The BBC uncovers ‘devastating evidence’ linking support for Brexit with being a primitive Neanderthal
The latest act in the BBC’s ongoing effort to catastrophise Brexit and discredit Brexiteers is this delightful article from last week’s News Magazine, exploring the link between Brexit and the death penalty:
Immediately after the vote, commentators said it was about class – about professionals living and working in big cities, especially London (who voted Remain), versus working class people in smaller towns, especially in the north of England (who voted Leave).
So you would think that if you know that someone is working class and has a low income, you’d be able to confidently guess they voted Leave. But according to Stian Westlake, Head of Research at the think tank Nesta, this is not the case.
“If you look at someone’s class status and their income, and you try and use that to guess whether or not they voted Remain, it turns out it’s not that much better than guesswork. It gives you around 55% accuracy, and obviously a guess would give you 50% accuracy,” Westlake says.
His figures come from the British Election Study, in which around 24,000 people were asked about their voting intentions in the EU referendum.
Respondents to the survey were also questioned on their views on other things, such as the death penalty – and this provides a much better indicator of how people voted, Westlake argues.
“If you look at attitudes to questions such as, ‘Do you think criminals should be publicly whipped?’ or ‘Are you in favour of the death penalty?’ – those things are much better predictors, and you get over 70% accuracy,” he says.
“To give you an idea of how good a predictor that is, if you ask someone, ‘Do you think there is too much European integration?’ – which you’d think is a pretty good indicator – that only gets you to the high 70s. So if you can get to 71% or 72% prediction from these questions about traditional values, then it suggests it is that, rather than income or class, that is really driving the vote for Leave.”
So now Brexiteers are violent savages, dangerous authoritarian people who cannot keep their base desire for retribution and “an eye for an eye” under control. Brexit Britain will see a return of the stocks, the scold’s bridle and even the gallows in the town square if we get our way, the BBC is effectively telling its readers.
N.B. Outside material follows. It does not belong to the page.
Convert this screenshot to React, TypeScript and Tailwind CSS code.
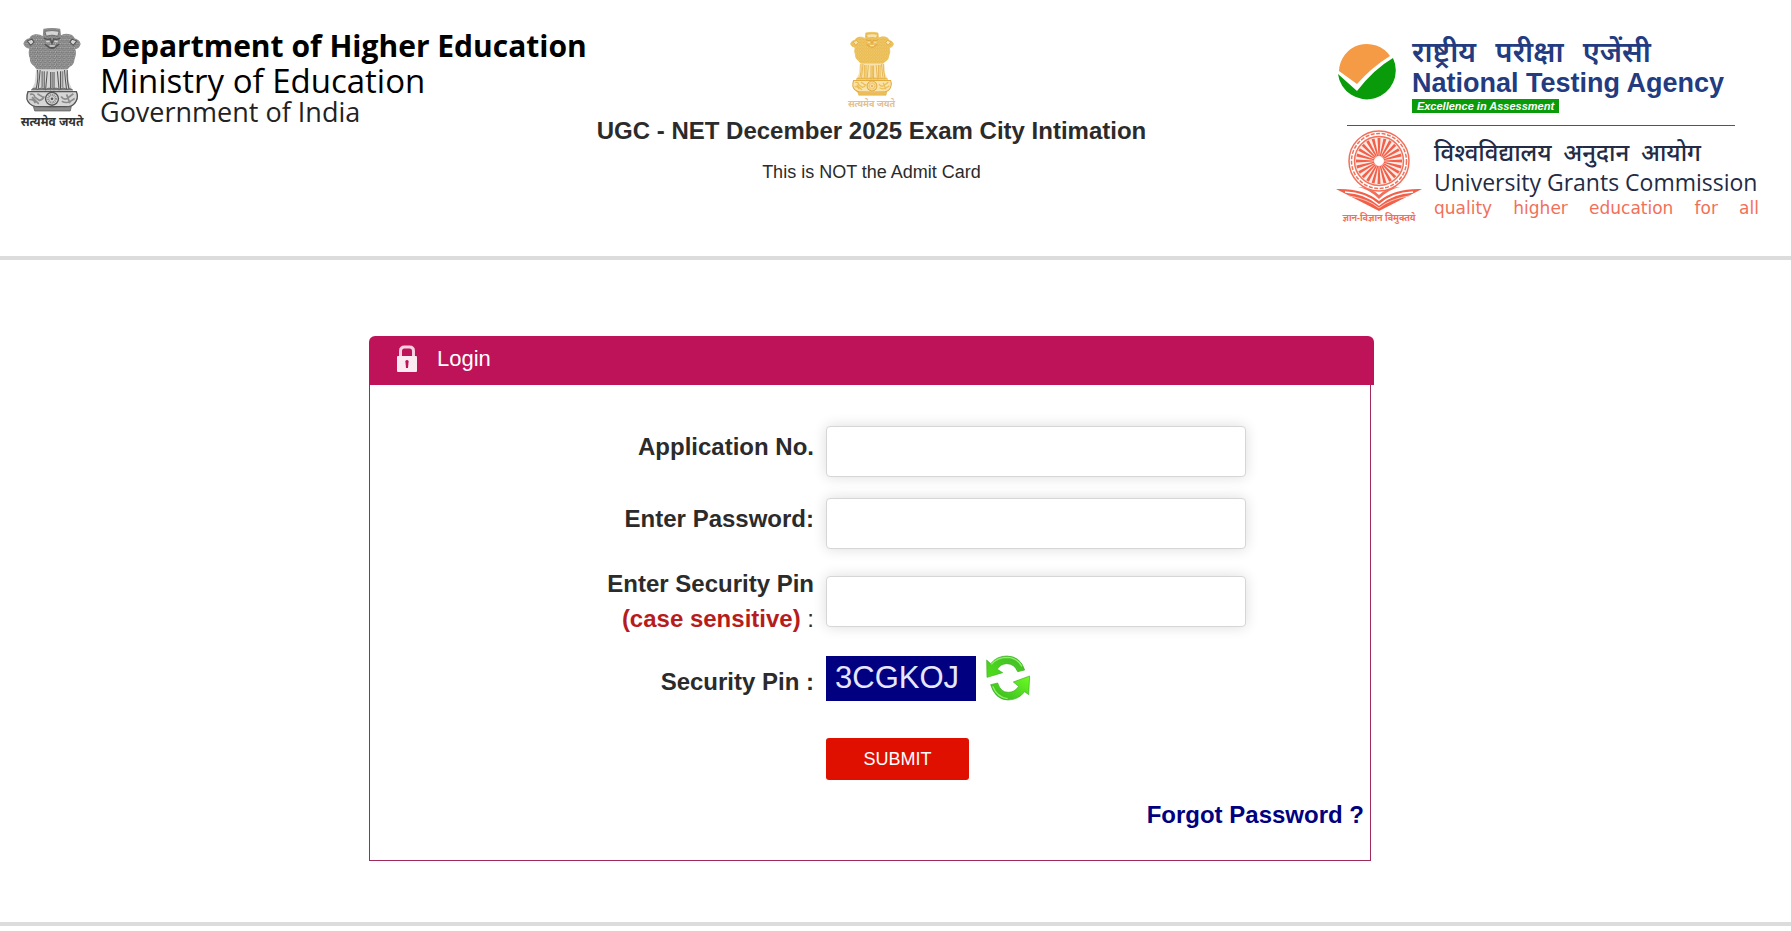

And of course this fits in with everything that Remainers like to think about themselves, and tell themselves about those who want Britain out of the European Union. To their minds, Remainers are compassionate, progressive, outward-looking, tolerant and fair, while Leavers are sneaky, conniving, closed-minded, inward-looking, highly intolerant and “post-factual”. Remainers want to hug a hoodie. We, apparently, want to bash their heads in with a brick and hang them from lamp posts as a warning to others.
Except that in their haste to demonise Brexiteers, the BBC neglected to mention the percentage of Remainers who also back the authoritarian policies cited in the survey. And there is a reason for this – to some extent, the data actually exonerates Brexiteers, while painting Remainers in an equally bad light, if not worse.
This chart plots satisfaction with EU democracy (a reasonable indicator of general euroscepticism given the fact that sovereignty and democracy were given as the primary motivation for voting to leave, according to post-referendum polling) against strength of agreement with the death penalty. The data is taken from the British Election Study, and and can be freely found and researched on their website.
And what we see here is that of those who strongly oppose the death penalty, over 62% are eurosceptic (that is, either very dissatisfied or a little dissatisfied with EU democracy). Of those who disagree with the death penalty a little less staunchly, over 65% are eurosceptic.
Admittedly, more staunch eurosceptics take up a much larger proportion of those who agree or strongly agree with the death penalty. But the europhiles (taken as those fairly satisfied or very satisfied with EU democracy) hardly cover themselves in glory as principled death penalty abolitionists. The proportion of europhiles either against or strongly against the death penalty struggles to break much above 20%.
This would seem to suggest that however much the BBC’s “traditionalist” narrative may play a part, there are also a significant number of very firm eurosceptic death penalty opponents who supported Brexit. That would make sense. This blog is one of them, as is nearly every other Brexiteer I happen to know. But why report on the principled band of anti death penalty Brexiteers when you can just play to the gallery and point at those eurosceptics who want to bring back hanging? It just fits so neatly into the tidy little narrative about primitive, left-behind idiots voting for Brexit against their own supposed interests.
But perhaps if the data tells us anything at all, it is that people with strong opinions on either side of the death penalty issue (and perhaps other issues too) tended to favour leaving the European Union, while Britain’s army of vague, wishy-washy and noncommittal people wanted us to remain, guided as always by their dithering uncertainty and fear of change. After all, when it came to strongly disagreeing (or even strongly agreeing) with the death penalty, Britain’s EU cheerleaders are almost nowhere to be seen. That hardly fits with their sanctimonious claim to be more open and tolerant than the rest of us.
But that doesn’t quite fit the BBC’s preferred narrative. Far better to concentrate on the spike and declare all Brexiteers to be violent, vengeful authoritarians. That is the narrative the BBC loves to tell and Remainers love to hear, so that is the narrative which we will continue to get.